Migration Mit Spaß übers Anderssein reden

Was ist denn eigentlich Migration?", frage ich die Schüler, von welchen fast jeder selbst Migrationshintergründe hat. Bleiernes Schweigen senkt sich über die Reihen. Ich frage mich kurz, ob es an der Uhrzeit liegt: Montagmorgen, zwanzig nach acht im Kunstunterricht einer achten Realschulklasse in Duisburg.

Müdigkeit ist nach chronischer Unlust ja bekanntlich der härteste Gegner aller Lehrenden. Nach fünf recht langen Minuten frage ich nach: "Hat denn keiner eine Idee? Habt ihr denn das Wort schon mal gehört?" Alle nicken einträchtig. Man ist von dieser Nachfrage sichtlich genervt. Erklären kann oder möchte es aber niemand.
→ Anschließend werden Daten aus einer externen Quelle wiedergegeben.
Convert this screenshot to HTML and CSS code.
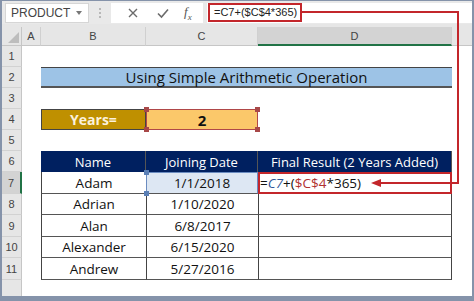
FILE: index.html
```html
<!DOCTYPE html>
<html>
<head>
<meta charset="utf-8">
<link rel="stylesheet" href="styles.css">
</head>
<body>
<div class="frame">
  <div class="fbar">
    <div class="namebox"><span>PRODUCT</span><span class="dd"></span></div>
    <div class="dots"><i></i><i></i><i></i></div>
    <div class="btns">
      <svg class="ic" width="12" height="12" viewBox="0 0 12 12"><path d="M2 2L10 10M10 2L2 10" stroke="#6b6b6b" stroke-width="1.4" fill="none"/></svg>
      <svg class="ic" width="14" height="12" viewBox="0 0 14 12"><path d="M2 6.5L5.5 10L12 2.5" stroke="#6b6b6b" stroke-width="1.6" fill="none"/></svg>
      <span class="fx">f<sub>x</sub></span>
    </div>
    <div class="formula"><span class="fbox">=C7+($C$4*365)</span></div>
  </div>
  <div class="gap"></div>
  <div class="sheet">
    <div class="corner"><span class="tri"></span></div>
    <div class="ch">A</div><div class="ch">B</div><div class="ch">C</div><div class="ch sel">D</div><div class="ch last"></div>

    <div class="rh">1</div><div class="c"></div><div class="c"></div><div class="c"></div><div class="c"></div><div class="c"></div>

    <div class="rh">2</div><div class="c"></div><div class="title">Using Simple Arithmetic Operation</div><div class="c"></div>

    <div class="rh">3</div><div class="c"></div><div class="c"></div><div class="c"></div><div class="c"></div><div class="c"></div>

    <div class="rh">4</div><div class="c"></div><div class="years">Years=</div><div class="yval">2<i class="h tl"></i><i class="h tr"></i><i class="h bl"></i><i class="h br"></i></div><div class="c"></div><div class="c"></div>

    <div class="rh">5</div><div class="c"></div><div class="c"></div><div class="c"></div><div class="c"></div><div class="c"></div>

    <div class="rh">6</div><div class="c"></div><div class="th">Name</div><div class="th">Joining Date</div><div class="th">Final Result (2 Years Added)</div><div class="c"></div>

    <div class="rh act">7</div><div class="c"></div><div class="td">Adam</div><div class="td csel">1/1/2018<i class="hb tl"></i><i class="hb bl"></i></div><div class="td dcol dsel"><span class="f">=<span class="ref1">C7</span>+(<span class="ref2">$C$4</span>*365)</span></div><div class="c"></div>

    <div class="rh">8</div><div class="c"></div><div class="td">Adrian</div><div class="td">1/10/2020</div><div class="td dcol"></div><div class="c"></div>

    <div class="rh">9</div><div class="c"></div><div class="td">Alan</div><div class="td">6/8/2017</div><div class="td dcol"></div><div class="c"></div>

    <div class="rh">10</div><div class="c"></div><div class="td">Alexander</div><div class="td">6/15/2020</div><div class="td dcol"></div><div class="c"></div>

    <div class="rh">11</div><div class="c"></div><div class="td">Andrew</div><div class="td">5/27/2016</div><div class="td dcol"></div><div class="c"></div>

    <div class="rh tail"></div><div class="c"></div><div class="c"></div><div class="c"></div><div class="c"></div><div class="c"></div>
  </div>
  <svg class="arrow" width="474" height="301" viewBox="0 0 474 301">
    <path d="M300 12 H458 V183 H378" stroke="#c3262b" stroke-width="2" fill="none"/>
    <path d="M371 183 L381 179 L381 187 Z" fill="#c3262b"/>
  </svg>
</div>
</body>
</html>
```
FILE: styles.css
```css
* { box-sizing: border-box; }
html, body { margin: 0; padding: 0; }
body { width: 474px; height: 301px; overflow: hidden; background: #6a7b92; font-family: "Liberation Sans", Arial, sans-serif; }
.frame { position: relative; width: 474px; height: 301px; padding: 1px 2px 5px 2px; background: #8593aa; }
.fbar { display: flex; align-items: center; height: 23px; background: #e9e9e9; }
.namebox { display: flex; align-items: center; justify-content: space-between; margin-left: 3px; width: 84px; height: 20px; background: #fff; border: 1px solid #d6d6d6; padding: 0 6px 0 5px; font-size: 12px; color: #444; }
.dd { width: 0; height: 0; border-left: 3px solid transparent; border-right: 3px solid transparent; border-top: 4px solid #777; }
.dots { display: flex; flex-direction: column; gap: 2px; width: 22px; align-items: center; }
.dots i { width: 2px; height: 2px; background: #b8b8b8; }
.btns { display: flex; align-items: center; width: 92px; height: 20px; background: #fff; padding-left: 16px; }
.ic { margin-right: 17px; }
.btns .ic:nth-child(2) { margin-right: 14px; }
.fx { font-family: "Liberation Serif", serif; font-style: italic; font-size: 13px; color: #555; }
.fx sub { font-size: 9px; }
.formula { flex: 1; height: 20px; margin-left: 4px; background: #fff; display: flex; align-items: center; }
.fbox { display: inline-block; border: 2px solid #c3262b; height: 19px; line-height: 15px; padding: 0 3px 0 4px; font-size: 11px; color: #222; margin-left: 1px; }
.gap { height: 3px; background: #e6e6e6; }
.sheet { display: grid; grid-template-columns: 20px 19px 105px 112px 194px 20px; grid-template-rows: 19px 21px 21px 21px 21px 21px 21px 22px 21px 22px 21px 22px 1fr; height: 269px; background: #fff; }
.corner { background: #e6e6e6; border-right: 1px solid #c6c6c6; border-bottom: 1px solid #c6c6c6; position: relative; }
.tri { position: absolute; right: 2px; bottom: 2px; width: 0; height: 0; border-left: 11px solid transparent; border-bottom: 11px solid #bdbdbd; }
.ch { background: #e6e6e6; border-right: 1px solid #d0d0d0; border-bottom: 1px solid #c6c6c6; font-size: 11px; color: #444; display: flex; align-items: center; justify-content: center; }
.ch.sel { background: #d3d3d3; border-bottom: 2px solid #217346; }
.ch.last { border-right: none; }
.rh { background: #e6e6e6; border-right: 1px solid #c6c6c6; border-bottom: 1px solid #d2d2d2; font-size: 11px; color: #444; display: flex; align-items: center; justify-content: center; }
.rh.act { background: #d3d3d3; border-right: 2px solid #217346; }
.rh.tail { border-bottom: none; }
.c { background: #fff; }
.title { grid-column: span 3; background: #9dc3e6; border-top: 1px solid #444; border-bottom: 2px solid #555; font-family: "Open Sans", sans-serif; font-size: 15px; color: #111; display: flex; align-items: center; justify-content: center; }
.years { background: #bf9000; border: 1px solid #444; font-family: "Open Sans", sans-serif; font-weight: 700; font-size: 14px; color: #fbf1dc; display: flex; align-items: center; justify-content: center; }
.yval { position: relative; background: #fbc86a; border: 1px solid #b04848; font-family: "Open Sans", sans-serif; font-weight: 700; font-size: 15px; color: #111; display: flex; align-items: center; justify-content: center; }
.h, .hb { position: absolute; width: 5px; height: 5px; background: #a84848; }
.hb { background: #5a7fb5; }
.tl { left: -3px; top: -3px; }
.tr { right: -3px; top: -3px; }
.bl { left: -3px; bottom: -3px; }
.br { right: -3px; bottom: -3px; }
.th { background: #002060; color: #fff; font-family: "Open Sans", sans-serif; font-size: 13px; display: flex; align-items: center; justify-content: center; border-right: 1px solid #555; }
.td { background: #fff; border-left: 1px solid #444; border-bottom: 1px solid #555; font-family: "Open Sans", sans-serif; font-size: 13.5px; color: #111; display: flex; align-items: center; justify-content: center; }
.dcol { border-right: 1px solid #444; }
.csel { position: relative; background: #dde7f3; border: 1px solid #6b8cc0; border-bottom: 1px solid #555; }
.dsel { justify-content: flex-start; border: 2px solid #c3262b; padding-left: 0; }
.f { font-size: 13.5px; }
.ref1 { color: #2f5597; font-style: italic; }
.ref2 { color: #b03030; }
.arrow { position: absolute; left: 0; top: 0; pointer-events: none; }
```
Ich werfe alle Planung über Bord und teile stattdessen ausgewählte Superman-Comics als Beispiel aus. Der Input gelingt. Nun reden die Schüler frei über ihre Erfahrungen von Anderssein, Mobbing oder über verschiedene Kulturhintergründe, und mir wird klar, dass nur "graue Theorie" nicht die Antwort sein kann. So können gerade Comicgeschichten zur Grundlage der Thematisierung überaus wichtiger, alltagspolitischer Themen werden, die aber nur selten auf der Ebene der Lebenserfahrung der Betroffenen diskutiert werden.

Das ist der Ansatz des neuen interkulturellen Praxisprojekts "Quo Vadis - Interkulturalität im Comic", welches am Institut für Neuere Deutsche Literatur der Heinrich-Heine-Universität (HHU) unter der Leitung von Dr. Angela Weber in Zusammenarbeit mit der FH Düsseldorf durchgeführt wird. In Blockseminarform konnten wir Studierenden das Thema "Interkultur, Migration und Comic" erforschen und diskutieren. Doch diesmal sollten die Ergebnisse nicht im "Elfenbeinturm der Wissenschaft" einstauben. Deshalb wurden wir über mehrere Wochen an mehrere Partnerschulen in NRW geschickt, um das Thema mit Spaß, Kunst und praktischem Arbeiten in die Köpfe der jungen Generation zu bringen. So kam ich mit einem Stapel Superman-Comics an die Gustav-Heinemann-Realschule in Duisburg.

Migration, Integration, Interkulturalität und Comics haben viel gemeinsam. Beispiel Superman: ursprünglich selbst von einem anderen Planeten als Flüchtling auf die Erde "migriert", weil seine Heimat zerstört worden ist, bemüht er sich seither, in die Gesellschaft der Erdlinge aufgenommen zu werden. Diese reagieren aber nur mit Angst und Hass auf den noch jungen Fremdling.

So legt der als Kal-El geborene Fremde zwei Masken an: Superman, den Helden, und Clark Kent, den Inbegriff des Durchschnittsmannes. Mit Durchschnitt und Angepasstheit kann man auf der Erde eben meist besser umgehen. So war Superman schon früh eine Möglichkeit für die emigrierten, jüdischen Autoren, ihre eigenen Migrationserfahrungen in Amerika zu reflektieren.

Das Praxisprojekt ist ein Versuch, eine Form der Lehre und des Studiums zu entwickeln, die Schule, Wissenschaft und Alltag sowie Studium, Arbeits- und Berufsleben in Einklang bringen soll. Die Studierenden finden das gut. Zu oft haben sie (besonders in den Geisteswissenschaften) das Gefühl, dass das Studium an viel zu wenigen Stellen auf das Berufsleben vorbereitet. Die Wissenschaft soll nicht in ihrer eigenen kleinen Fachwelt gefangen bleiben, sondern auch in den normalen Alltag der Menschen eindringen und so möglichst gesellschaftliche Änderungen herbeiführen. Gerade das wollen viele junge und engagierte Studierende: aktiv etwas verändern.

Die ersten Erfahrungen mit dem Projekt sind durchweg positiv, deshalb wird es in den kommenden Semestern weiter wachsen und weitere Studierende werden an neuen Praxisseminaren teilnehmen können. Sie werden sich zudem mit der Konzeption einer Wanderausstellung durch NRW beschäftigen, die es zu diesem Thema geben soll.